Common pH Benchmarks and Approximate Ion Concentrations
| Substance or Reference Point | Typical pH | Approximate [H+] mol/L | Interpretation |
|---|---|---|---|
| Battery acid | 0 to 1 | 1 to 0.1 | Extremely acidic |
| Lemon juice | 2 | 1.0 × 10-2 | Strongly acidic |
| Black coffee | 5 | 1.0 × 10-5 | Mildly acidic |
| Pure water at 25°C | 7 | 1.0 × 10-7 | Neutral |
| Human blood | 7.35 to 7.45 | About 4.47 × 10-8 to 3.55 × 10-8 | Slightly basic |
| Seawater | About 8.1 | About 7.94 × 10-9 | Moderately basic |
| Household ammonia | 11 to 12 | 1.0 × 10-11 to 1.0 × 10-12 | Strongly basic |
Real-World pH Standards and Data
pH is not just an academic concept. It matters in drinking water, environmental protection, medicine, food science, and agriculture. The following table summarizes a few commonly cited standards and ranges from major scientific and regulatory references.
| Area | Typical pH Range or Target | Why It Matters | Authority |
|---|---|---|---|
| Drinking water | 6.5 to 8.5 | Helps control corrosion, taste, and plumbing issues | U.S. EPA secondary drinking water guidance |
| Human blood | 7.35 to 7.45 | Small shifts can affect enzyme activity and physiology | Medical physiology references |
| Ocean surface water | About 8.1 average | Critical for marine chemistry and shell-forming organisms | NOAA and academic ocean science sources |
| Neutral pure water at 25°C | 7.00 | Equal [H+] and [OH-] | General chemistry standard |
Step-by-Step Process for Any pH or pOH Question
If you want a consistent method, use this workflow every time:
- Identify what you are given: [H+], [OH-], pH, or pOH.

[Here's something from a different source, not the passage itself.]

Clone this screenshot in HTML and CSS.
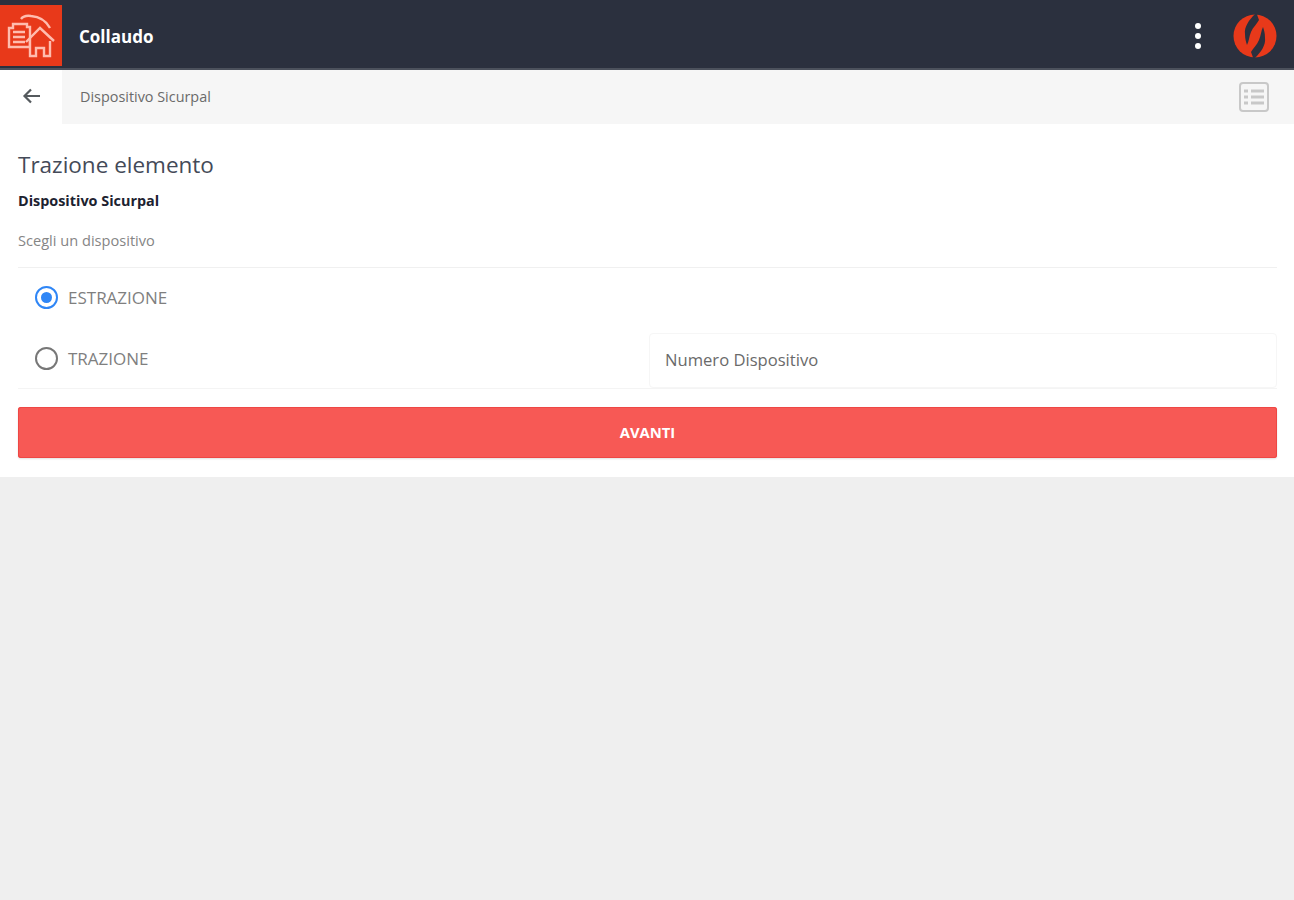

- Pick the matching formula.
- Use logarithms for concentration to scale conversions.
- Use pH + pOH = 14 when you need the matching scale value.
- Classify the solution as acidic, neutral, or basic.
- Check whether your answer makes sense. High [H+] should mean low pH. High [OH-] should mean low pOH.
Common Mistakes to Avoid
- Forgetting the negative sign. pH and pOH formulas both include a negative logarithm.
- Using the wrong ion. pH uses [H+], while pOH uses [OH-].
- Ignoring units. Concentrations should be in mol/L for standard chemistry calculations.
- Assuming 14 always applies. In introductory work it does, but in advanced work temperature can affect the relationship.
- Confusing acidity and basicity. Lower pH means more acidic. Lower pOH means more basic.
Why pH and pOH Are Logarithmic
The logarithmic format is practical because ion concentrations in aqueous chemistry can vary across many powers of ten. If chemists had to compare raw concentrations such as 1.0 × 10-1, 1.0 × 10-7, and 1.0 × 10-12 all the time, the numbers would be less intuitive. The pH scale compresses that large range into a much more usable form. This is especially helpful in titrations, equilibrium problems, and biological measurements.
How This Calculator Helps
The calculator above lets you enter whichever value you already know. It then computes:
- pH
- pOH
- [H+]
- [OH-]
- The acid-base classification
It also visualizes pH and pOH on a chart so you can quickly see where the solution falls on the standard 0 to 14 scale. This is useful for homework, test prep, and quick lab checks.
Authoritative References for pH and Water Chemistry
If you want to verify pH standards or read more deeply, these sources are excellent starting points:
- U.S. Environmental Protection Agency, secondary drinking water standards
- NOAA, ocean acidification overview
- LibreTexts Chemistry, university-supported chemistry explanations
Final Takeaway
To calculate the pH and pOH, you only need a few core relationships. Use pH = -log10[H+] when hydrogen ion concentration is known. Use pOH = -log10[OH-] when hydroxide ion concentration is known. Use pH + pOH = 14 to convert between the two scales at 25°C. Finally, use inverse powers of ten to go from pH or pOH back to concentration. Once these formulas become familiar, acid-base problems become much easier to solve accurately and quickly.
Educational note: This page is for standard chemistry calculations at 25°C and does not replace advanced thermodynamic treatment for nonstandard conditions.